Happy Belated Second Blogaversary!
I realised this week while looking back through some of my previous posts on here, that I missed my second blogaversary! With all the crazy that's been going on the last few months especially, I guess it was understandable for it to slip my mind. I know I've not been very good at posting regularly for the majority of this year, and I actually can't remember the last time I did post before lockdown.
I just checked back and I fell off posting in November last year and didn't post again until April this year. The post titled 'First Post of 2020', posted in early April was originally written in January and there is a post in my drafts folder that I also wrote in January. Over the last few months with lockdown and working with my therapist I've felt that I've been in a better place mentally and so have been able to post more recently.
Last year was a different kind of crazy for me with me taking another major mental health dip, leading me to put myself on the waiting list for more CBT (Cognitive Behavioural Therapy) and asking to be put on antidepressants again as well. But with a lot of time over the last few months to think about things as well as write in my journal, I feel I am making a lot of progress in a short space of time. It's helping with no usual daily distractions of going to work because when I'm at work I have to pretend a lot that I'm ok and I get in the habit of pushing thoughts and feelings down or to one side and I never or rarely end up dealing with them. But in lockdown, I've been able to explore my past, my behaviours and negative habits and then work through things and recently I've been working with a therapist to help me make sense of a few things which has been a great help to me.

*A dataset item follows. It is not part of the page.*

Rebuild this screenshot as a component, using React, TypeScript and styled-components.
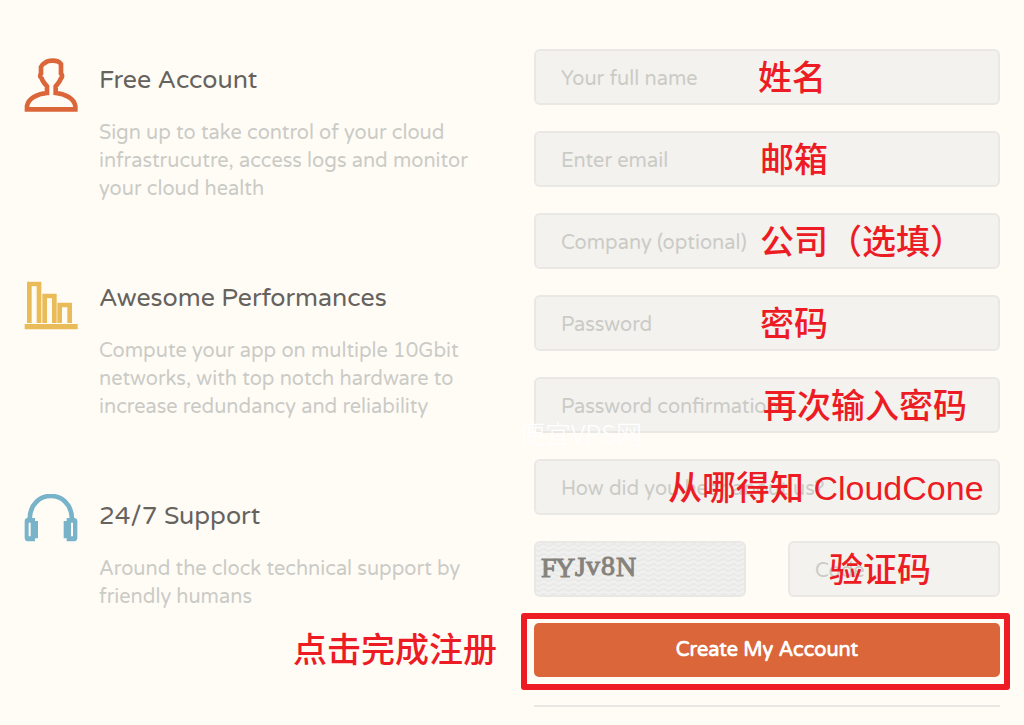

I've been using some of the lockdown time to brainstorm a few things to write about on here and I think that due to me working on my mental health, that I've felt more awake as it were and I'm able to put my head above the water a bit more than I could a few months ago so my inspiration and drive as starting to come back. Which I'm very grateful for.
I've no word as of yet about when my company's stores and specifically the store I work in will reopen, we've certain protective measures to put in place before we can reopen, but I'm guessing maybe mid-June at the earliest. The stores will be opened in stages and maybe with shorter hours, to begin with as well. I'm on the email list for my local police to be kept informed with local things and in the most recent one, it says that the government is to reassess the temporary closure of places of worship at the earliest in July.
I'm really missing seeing and speaking to my mum, work colleagues, friends and church family. I didn't get to see mum on mothers day in March or my birthday which was in early April, which I found very difficult. We Skyped but it just wasn't the same, I wanted to hug her, hopefully, I can visit her and hug her again soon. The most difficult part of this for me has been the isolation, from going from speaking to dozens of people daily to speaking to a handful over a week if I'm fortunate enough has been really hard.
This blog post has really taken a different turn from what I thought it was going to be when I sat down to write it, sometimes the posts write themselves without any or much instruction from me as it were. Sometimes I know exactly what points I'm going to cover when I sit down to write and others, like today, I have a starting point and just sit down to write and sometimes I end up talking about something different than I thought I was going to. But its all good! I write whatever I need to write, that's one thing that made me start this blog in 2018, to write more finished pieces about my life and mental health journey along with whatever else I wanted to write about.
I'm going to continue to post when I'm able to but hopefully, this round of CBT will help me get to where I want to be to live the life I want to live, where I'm not vanishing for months at a time from writing blog posts as I know it helps me when I write them and therefore I hope it helps some of you who read them.